In the present case, the defendants failed to show either that there was substantial similarity between the conditions of the experiment and the conditions surrounding the events observed by the police[2] so as to fulfill the requirement of basic relevancy or that this lack of similarity was inconsequential. This is not to say, however, that were the proper showing for the introduction of the experiment made that it could not be admitted. Since the trial judge's precipitous admission of the experiment may have lulled the defendants into not presenting evidence which may have qualified the experiment for admission, we think it appropriate to reverse the order granting the motion to suppress and remand for further proceedings on the defendants' motion to suppress.
Reversed and remanded.
[1] It may very well be that some dissimilarities can be shown through expert testimony to be without significance or to create, at most, a minor variance in the result. The point is that it is up to the proponent of the experiment to make this showing.

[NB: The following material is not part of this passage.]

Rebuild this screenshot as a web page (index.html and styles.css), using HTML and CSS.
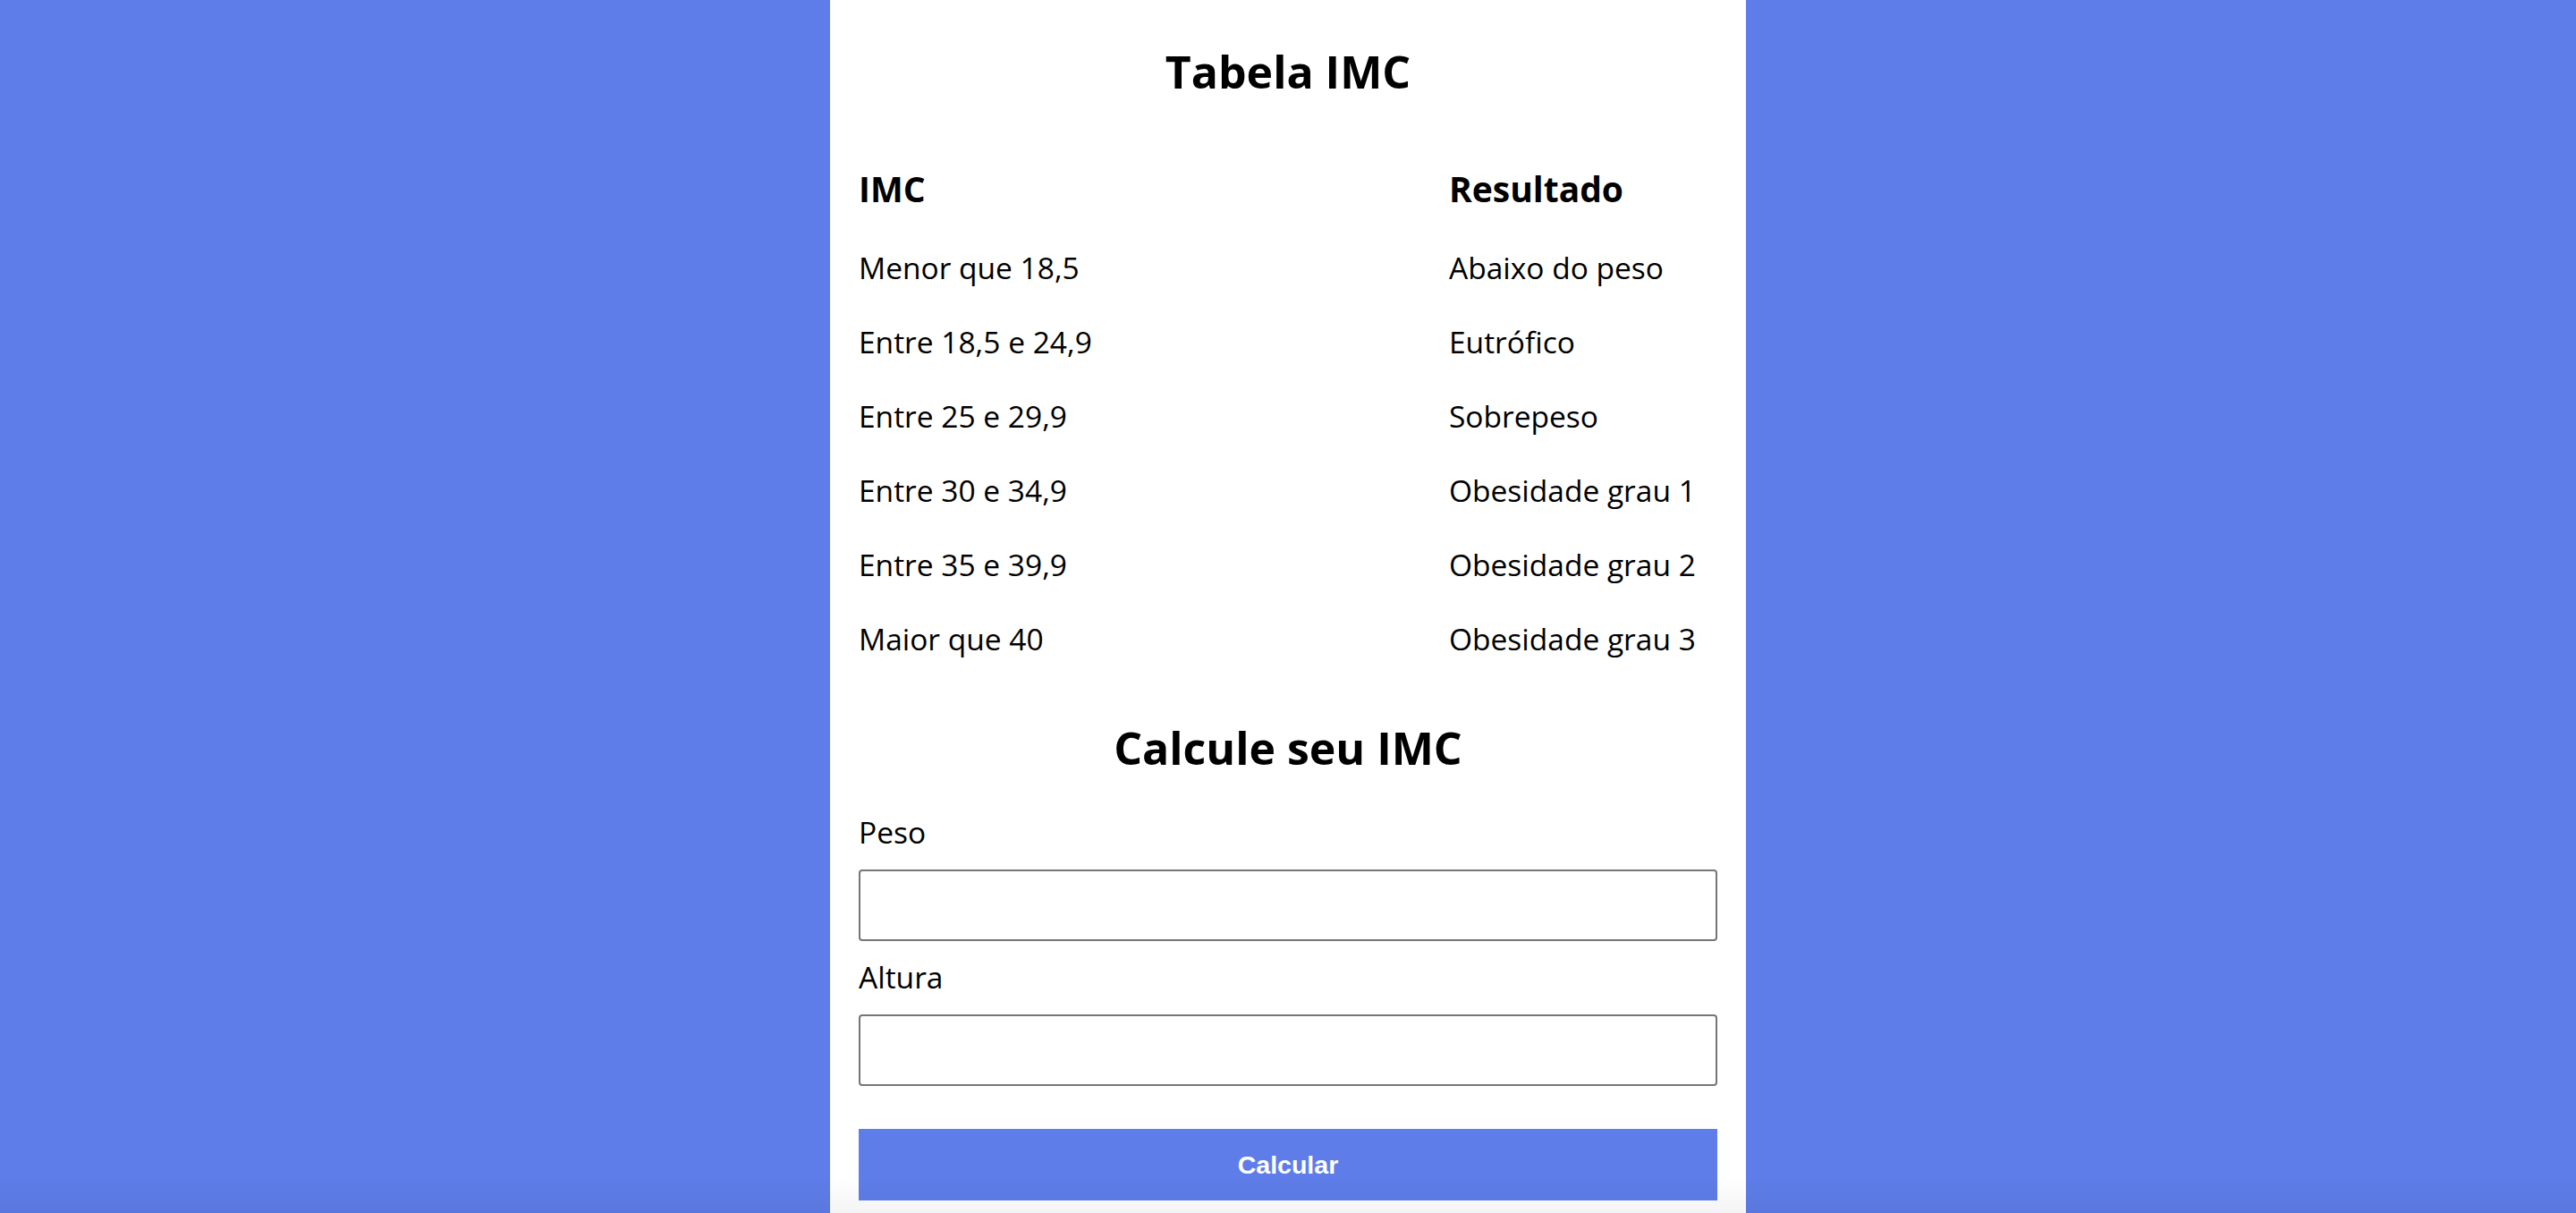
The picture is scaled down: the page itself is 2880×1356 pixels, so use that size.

[2] Of course, the deficiency in establishing the condition of the observed cars could hardly be remedied by the trial judge's act of erroneously taking judicial notice of "the fact that I have rented hundreds of cars ... but I have never had a defective car with shocks and things like that." This fact is neither one "generally known within the territorial jurisdiction of the courts," see § 90.202(11), Fla. Stat. (1979), nor one "capable of accurate and ready determination by resort to sources whose accuracy cannot be questioned," see § 90.202(12), Fla. Stat. (1979), and therefore is not one which may be judicially noticed.